Toyota Motor Credit Corp. announced it found errors primarily relating to its accounting for certain currency-related derivative transactions. Toyota has not determined whether it will need to restate its financial results.
“The company believes that the errors primarily involve the timing of revenue and expense recognition and therefore, when corrected, will not affect the company’s operating cash flows or cash position and thus will not affect the company’s ability to repay outstanding debt obligations as they become due,” Toyota stated in a regulatory filing. “At this time the company does not believe that the errors, when corrected, will have a significant effect on its financial condition.”

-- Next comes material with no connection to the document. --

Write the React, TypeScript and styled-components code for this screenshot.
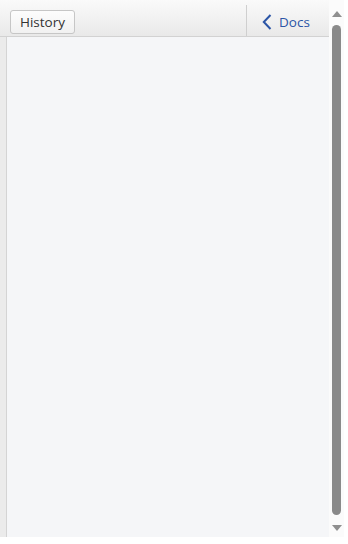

The U.S. auto-loan unit of the Japanese carmaker added that the transactions relate to notes and loans payable and derivative transactions accounted for in accordance with accounting policies it established in 2000 when it initially adopted FAS 133, Accounting for Derivative Instruments and Hedging Activities. In the filing, Toyota observed that the application of this “complex standard…has evolved over time,” and as a result “the company is reconsidering its previous accounting treatment.”
Toyota explained that it uses derivative contracts to hedge foreign currency exposure on foreign-denominated notes and loans payable and to hedge its interest-rate exposure; the company stressed that it does not use derivatives for trading purposes. It added that the errors were discovered during a regular review of its accounting policies.